Another memory of my father breaks through: toward the end of his life, my sister and I could sing the Pie Jesu duet for him from Weber's Requiem, and he'd cry every time. We can't sing it anymore, or we'll cry ourselves, remembering him.

Date: 2005-01-04 08:21 am (UTC)
From: [identity profile] poliphilo.livejournal.com
My father wasn't very present during my childhood. Just one or two things stand out.

I remember a dream he told me. It was about how he was being chased through swamps and when the pursuers caught him they crucified him. I wonder now if this was a past life memory.

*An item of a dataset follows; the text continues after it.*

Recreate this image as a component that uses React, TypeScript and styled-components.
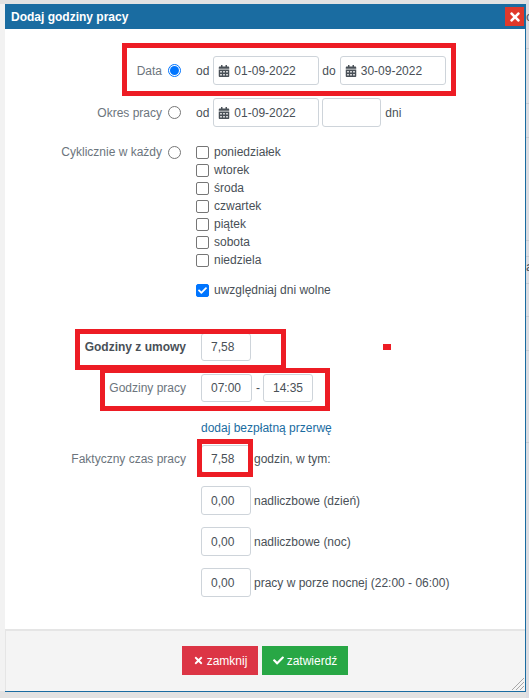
import React from "react";
import styled, { createGlobalStyle } from "styled-components";
import { FaCalendarAlt, FaCheck, FaTimes } from "react-icons/fa";

const GlobalStyle = createGlobalStyle`
  html, body {
    margin: 0;
    padding: 0;
    background: #f2f2f2;
  }
  * {
    box-sizing: border-box;
  }
`;

const Page = styled.div`
  width: 529px;
  height: 698px;
  padding: 4px 3px 6px 5px;
  overflow: hidden;
  position: relative;
  font-family: "Liberation Sans", Arial, sans-serif;
  font-size: 12px;
  color: #495057;
  background: linear-gradient(#e2e2e2 0 4px, #f2f2f2 4px 691px, #e2e2e2 691px);
`;

// sliver of the page behind the dialog
const BackdropEdge = styled.div`
  position: absolute;
  top: 0;
  right: 0;
  width: 3px;
  height: 698px;
  overflow: hidden;
  background: #dcdde2;
`;

const EdgeLine = styled.div<{ $y: number }>`
  position: absolute;
  left: 0;
  top: ${(p) => p.$y}px;
  width: 3px;
  height: 1px;
  background: #c9cbd1;
`;

const EdgeGlyph = styled.span<{ $y: number }>`
  position: absolute;
  left: 0;
  top: ${(p) => p.$y}px;
  font-size: 13px;
  line-height: 14px;
  color: #4a5058;
`;

const Dialog = styled.div`
  width: 521px;
  height: 688px;
  position: relative;
  display: flex;
  flex-direction: column;
  background: #fff;
  border-right: 1px solid #1a6ca1;
  border-bottom: 1px solid #1a6ca1;
`;

const TitleBar = styled.div`
  height: 25px;
  flex: none;
  display: flex;
  align-items: center;
  justify-content: space-between;
  padding: 0 0 0 6px;
  background: #1a6ca1;
  color: #fff;
  font-size: 12px;
  font-weight: 700;
`;

const CloseButton = styled.button`
  width: 19px;
  height: 19px;
  margin-right: 1px;
  padding: 0;
  border: 0;
  display: flex;
  align-items: center;
  justify-content: center;
  background: #e0392b;
  color: #fff;
  font-size: 14px;
`;

const Body = styled.div`
  flex: 1;
  padding-top: 27px;
`;

const Row = styled.div<{ $top?: number; $height?: number }>`
  display: flex;
  align-items: center;
  height: ${(p) => p.$height ?? 29}px;
  margin-top: ${(p) => p.$top ?? 0}px;
`;

const ChoiceLabel = styled.span`
  width: 157px;
  flex: none;
  text-align: right;
  color: #6c757d;
`;

const HoursLabel = styled.span<{ $bold?: boolean }>`
  width: 181px;
  margin-right: 15px;
  flex: none;
  text-align: right;
  color: ${(p) => (p.$bold ? "#495057" : "#6c757d")};
  font-weight: ${(p) => (p.$bold ? 700 : 400)};
`;

const Radio = styled.span<{ $on?: boolean }>`
  width: 13px;
  height: 13px;
  margin: 0 15px 0 6px;
  flex: none;
  border-radius: 50%;
  background: #fff;
  border: 1px solid ${(p) => (p.$on ? "#0075ff" : "#767676")};
  display: flex;
  align-items: center;
  justify-content: center;

  &::after {
    content: "";
    width: 9px;
    height: 9px;
    border-radius: 50%;
    background: ${(p) => (p.$on ? "#0075ff" : "transparent")};
  }
`;

const Word = styled.span<{ $left?: number; $right?: number }>`
  margin-left: ${(p) => p.$left ?? 0}px;
  margin-right: ${(p) => p.$right ?? 0}px;
  white-space: nowrap;
`;

const Field = styled.div<{ $width?: number; $height?: number; $left?: number }>`
  width: ${(p) => p.$width ?? 50}px;
  height: ${(p) => p.$height ?? 29}px;
  margin-left: ${(p) => p.$left ?? 0}px;
  padding-left: 9px;
  flex: none;
  display: flex;
  align-items: center;
  border: 1px solid #ced4da;
  border-radius: 3px;
  background: #fff;
`;

const DateField = styled(Field)`
  width: 106px;
  gap: 4px;
  padding-left: 4px;

  svg {
    font-size: 12px;
    color: #495057;
  }
`;

const CycleRow = styled.div`
  display: flex;
  align-items: flex-start;
  margin-top: 16px;
`;

const CycleLabel = styled(Row)`
  height: 18px;
  width: 191px;
  flex: none;
`;

const DayList = styled.div`
  display: flex;
  flex-direction: column;
`;

const DayRow = styled.label<{ $top?: number }>`
  height: 18px;
  margin-top: ${(p) => p.$top ?? 0}px;
  display: flex;
  align-items: center;
  gap: 5px;
`;

const CheckBox = styled.span<{ $on?: boolean }>`
  width: 13px;
  height: 13px;
  flex: none;
  border-radius: 2px;
  border: 1px solid ${(p) => (p.$on ? "#0075ff" : "#767676")};
  background: ${(p) => (p.$on ? "#0075ff" : "#fff")};
  display: flex;
  align-items: center;
  justify-content: center;
  color: #fff;
  font-size: 9px;
`;

const BreakLink = styled.a`
  display: block;
  height: 18px;
  line-height: 18px;
  margin: 17px 0 8px 196px;
  color: #1a6ca1;
`;

const Footer = styled.div`
  height: 62px;
  flex: none;
  display: flex;
  justify-content: center;
  gap: 4px;
  padding: 15px 1px 0 0;
  background: #f4f4f4;
  border-top: 2px solid #e5e5e5;
  border-left: 1px solid #e5e5e5;
`;

const ActionButton = styled.button<{ $color: string; $width: number }>`
  width: ${(p) => p.$width}px;
  height: 29px;
  padding: 0;
  border: 0;
  display: flex;
  align-items: center;
  justify-content: center;
  gap: 3px;
  background: ${(p) => p.$color};
  color: #fff;
  font-family: inherit;
  font-size: 12px;

  svg {
    font-size: 11px;
  }
`;

const Highlight = styled.div<{ $x: number; $y: number; $w: number; $h: number }>`
  position: absolute;
  left: ${(p) => p.$x}px;
  top: ${(p) => p.$y}px;
  width: ${(p) => p.$w}px;
  height: ${(p) => p.$h}px;
  border: 5px solid #ed1c24;
`;

const RedDot = styled.div`
  position: absolute;
  left: 383px;
  top: 344px;
  width: 8px;
  height: 6px;
  background: #ed1c24;
`;

const ResizeGrip = styled.svg`
  position: absolute;
  right: 0;
  bottom: 0;
`;

const days = ["poniedziałek", "wtorek", "środa", "czwartek", "piątek", "sobota", "niedziela"];

const extras = ["nadliczbowe (dzień)", "nadliczbowe (noc)", "pracy w porze nocnej (22:00 - 06:00)"];

const edgeLines = [48, 103, 137, 240, 256, 283, 316, 350, 442];

const App: React.FC = () => {
  return (
    <Page>
      <GlobalStyle />
      <BackdropEdge>
        {edgeLines.map((y) => (
          <EdgeLine key={y} $y={y} />
        ))}
        <EdgeGlyph $y={10}>c</EdgeGlyph>
        <EdgeGlyph $y={260}>a</EdgeGlyph>
      </BackdropEdge>
      <Dialog>
        <TitleBar>
          Dodaj godziny pracy
          <CloseButton>
            <FaTimes />
          </CloseButton>
        </TitleBar>
        <Body>
          <Row>
            <ChoiceLabel>Data</ChoiceLabel>
            <Radio $on />
            <Word $right={4}>od</Word>
            <DateField>
              <FaCalendarAlt />
              01-09-2022
            </DateField>
            <Word $left={3} $right={4}>do</Word>
            <DateField>
              <FaCalendarAlt />
              30-09-2022
            </DateField>
          </Row>
          <Row $top={13}>
            <ChoiceLabel>Okres pracy</ChoiceLabel>
            <Radio />
            <Word $right={4}>od</Word>
            <DateField>
              <FaCalendarAlt />
              01-09-2022
            </DateField>
            <Field $width={59} $left={3} />
            <Word $left={4}>dni</Word>
          </Row>
          <CycleRow>
            <CycleLabel>
              <ChoiceLabel>Cyklicznie w każdy</ChoiceLabel>
              <Radio />
            </CycleLabel>
            <DayList>
              {days.map((day) => (
                <DayRow key={day}>
                  <CheckBox />
                  {day}
                </DayRow>
              ))}
              <DayRow $top={12}>
                <CheckBox $on>
                  <FaCheck />
                </CheckBox>
                uwzględniaj dni wolne
              </DayRow>
            </DayList>
          </CycleRow>
          <Row $top={34} $height={28}>
            <HoursLabel $bold>Godziny z umowy</HoursLabel>
            <Field $height={28}>7,58</Field>
          </Row>
          <Row $top={13} $height={28}>
            <HoursLabel>Godziny pracy</HoursLabel>
            <Field $height={28} $width={51}>07:00</Field>
            <Word $left={4} $right={3}>-</Word>
            <Field $height={28}>14:35</Field>
          </Row>
          <BreakLink>dodaj bezpłatną przerwę</BreakLink>
          <Row $height={28}>
            <HoursLabel>Faktyczny czas pracy</HoursLabel>
            <Field $height={28}>7,58</Field>
            <Word $left={3}>godzin, w tym:</Word>
          </Row>
          {extras.map((text, i) => (
            <Row key={text} $top={i === 0 ? 13 : 12}>
              <HoursLabel />
              <Field>0,00</Field>
              <Word $left={3}>{text}</Word>
            </Row>
          ))}
        </Body>
        <Footer>
          <ActionButton $color="#dc3545" $width={76}>
            <FaTimes />
            zamknij
          </ActionButton>
          <ActionButton $color="#28a745" $width={86}>
            <FaCheck />
            zatwierdź
          </ActionButton>
        </Footer>
        <ResizeGrip width="14" height="14" viewBox="0 0 14 14">
          <path d="M1 13 13 1M5 13 13 5M9 13 13 9" stroke="#a8a8a8" strokeWidth="1" fill="none" />
        </ResizeGrip>
        <Highlight $x={117} $y={39} $w={334} $h={53} />
        <Highlight $x={70} $y={325} $w={211} $h={41} />
        <Highlight $x={95} $y={364} $w={230} $h={43} />
        <Highlight $x={192} $y={435} $w={56} $h={38} />
      </Dialog>
      <RedDot />
    </Page>
  );
};

export default App;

And (free-associating) I remember a dream of my grandfather's. It involved a bandit chieftain called She Bluebell. I thought that was a wonderful name and promptly took it up into my own personal mythology.

That dream must be getting on for a hundred years old. Freud could have analysed it....

I would draw pictures of She Bluebell. He looked a lot like Popeye's Bluto. He had lots of very big teeth and a fringe of beard and a hook in place of a hand.


Date: 2005-01-04 10:50 am (UTC)
From: [identity profile] jackiejj.livejournal.com
Wonderful dreams, very visual and unusual.

Being pursued is common enough in dreams, but being crucified isn't, I don't think. I wonder why a crucifixion? Which is not just a murder, but a ritual murder...fascinating.

And "She Bluebell," the bandit chieftain! Did he describe any of the plot for you?


Date: 2005-01-04 11:24 am (UTC)
From: [identity profile] poliphilo.livejournal.com
I don't think there was ever much of a story conected to She Bluebell; the memorable thing was always the name.

My father told us the crucifixion dream over tea one evening. He made a big thing of the nails being driven home. My mother tried to hush him up, thinking it would upset us. (It didn't.)

Date: 2005-01-04 09:19 am (UTC)
From: [identity profile] halfmoon-mollie.livejournal.com
My father is still, thankfully, here on earth. He wasn't very present during my childhood either, but for reasons that are if not acceptable, at least forgivable. One of the things I remember from when I was younger was him singing in the car on the long drive to my grandparents' houses. And I remember him taking out the knife he always kept in his pocket (and still does) and removing 'slivers'. It never hurt when he did it.

Gee, thanks for helping me remember that!